Much like Woods in Videodrome, we are programmed by these technologies. Both social media and video game companies hire psychologists to design their products to be maximally addicting.
Take a cue from tech leaders like Bill Gates, Steve Jobs, and Sundar Pichai, who all strictly limit or limited their children’s screen access. Jobs never let his own children touch an iPad.
There’s a lesson there.
In our culture of distractions, public and private spaces are saturated with technologies designed to arrest and appropriate our attention; our interior mental lives, like our bodies, are merely resources to be harvested by powerful economic interests (Crawford suggests that distractibility is to the mind what obesity is to the body).
Maybe the most egregious example of this are those infernal screens now embedded into every gas pump. Usually, if you mash enough buttons around the screen you can at least cut off the noise though not the screen.
What’s interesting is that while everything has grown more expensive, TVs continue to get cheaper and cheaper. Why is that?
Our focus, then, should not be on technology and digital culture alone, but on the interests and motivations that guide their design and promote their dissemination into every aspect of our life.
The Crawford he mentions is Matthew Crawford, author of The World Beyond Your Head, who proposes old-fashioned manual labor as a solution to our problems.
Of course, Fr. Constas recommends prayer, specifically repeating the Jesus Prayer favored by the Orthodox (“Lord Jesus Christ, Son of God, have mercy on me a sinner,” or the shorter, “Lord Jesus Christ, have mercy on me.”) as a sort of mantra to guard against these influences2.
This is all a long-winded way of saying “touch grass.” Of course, there are all sorts of tools to guard your attention: the Focus mode in iOS, meditation apps, etc. The key is that you take advantage of them and make a conscious effort to guard your own attention, especially if you’re despairing for the state of the world.
It’s springtime. Make a conscious effort to get outside, get some sun, and connect with other people. I’m not telling you to stick your head in the sand, but you have to protect your own sanity and find happiness where you can.
Because things only get worse from here.
It’s a legitimate academic paper, but the only copy I can find online is on a weird website covered in skulls. I was sent the original PDF.
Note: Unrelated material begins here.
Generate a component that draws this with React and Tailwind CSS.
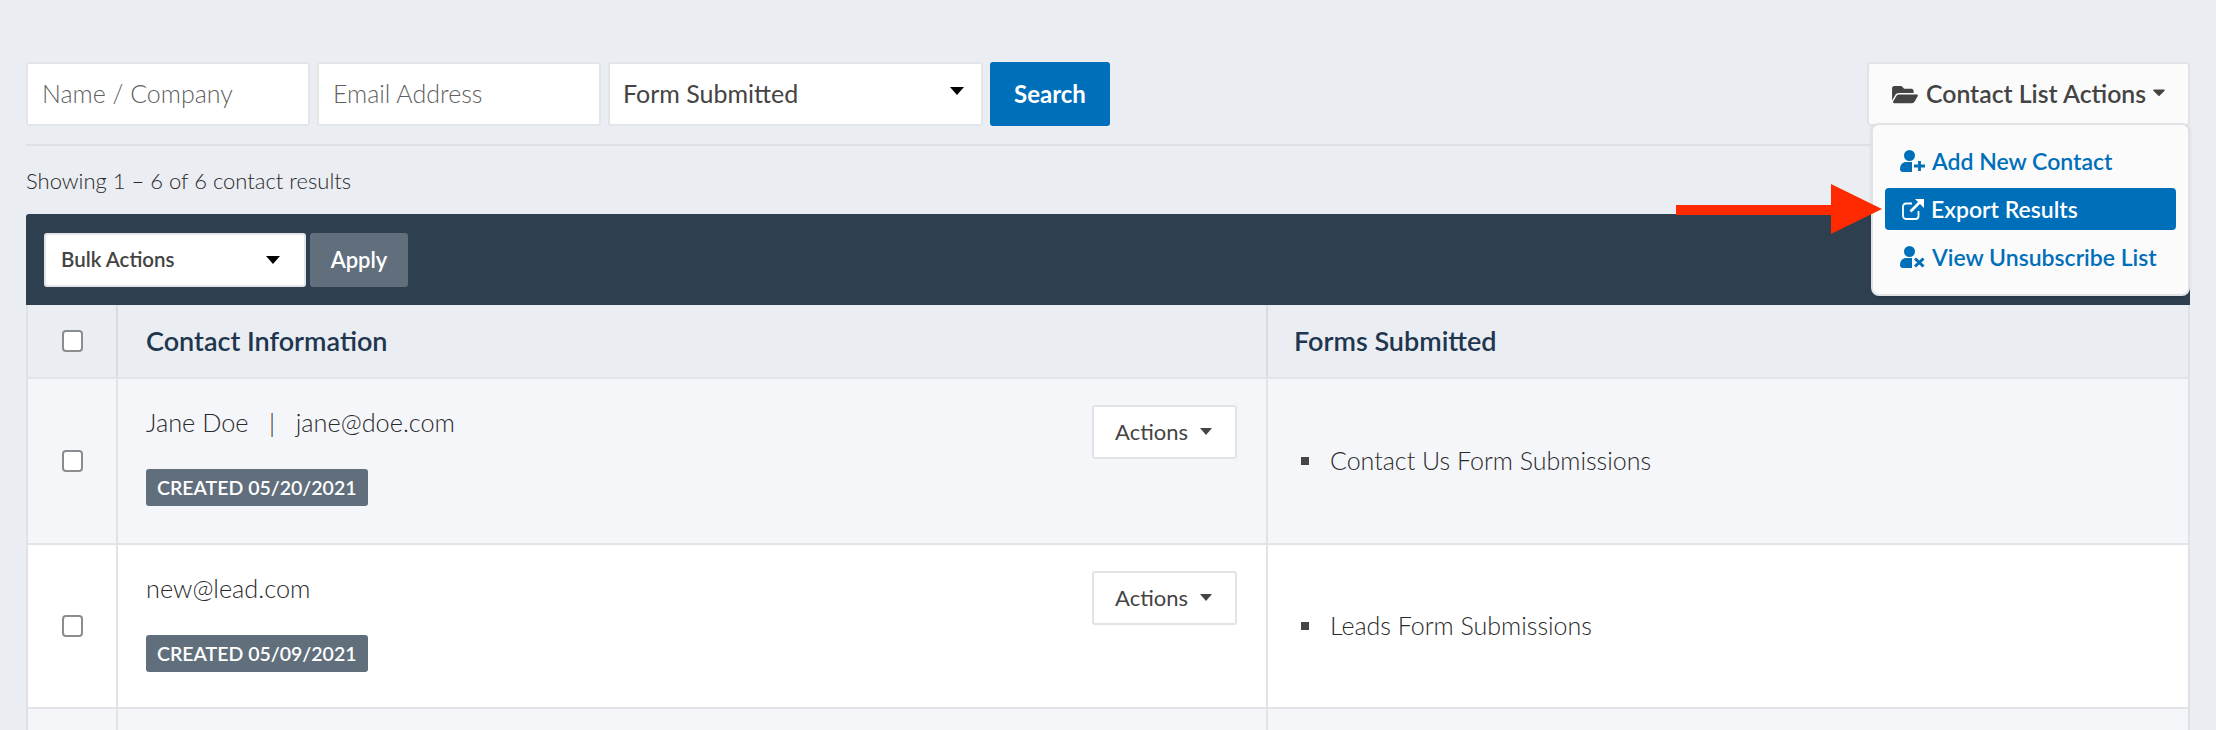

This is a contentious issue in Christianity, because in Matthew 6:7, Jesus instructs the crowd, “But when ye pray, use not vain repetitions, as the heathen do: for they think that they shall be heard for their much speaking.”
However, Jesus Himself repeated prayers during his Agony in the Garden. In Matthew 26:39, he prays, “O my Father, if it be possible, let this cup pass from me: nevertheless not as I will, but as thou wilt.” In Matthew 26:42, He prays the very similar, “O my Father, if this cup may not pass away from me, except I drink it, thy will be done,” and then in Matthew 26:44, He “prayed the third time, saying the same words.”
Most evangelicals consider repeated prayers to be “vain repetitions,” but what’s interesting is that the Orthodox have the opposite view: that the spontaneous and often rambly prayers of evangelicals are in fact “vain repetitions” with “much speaking.”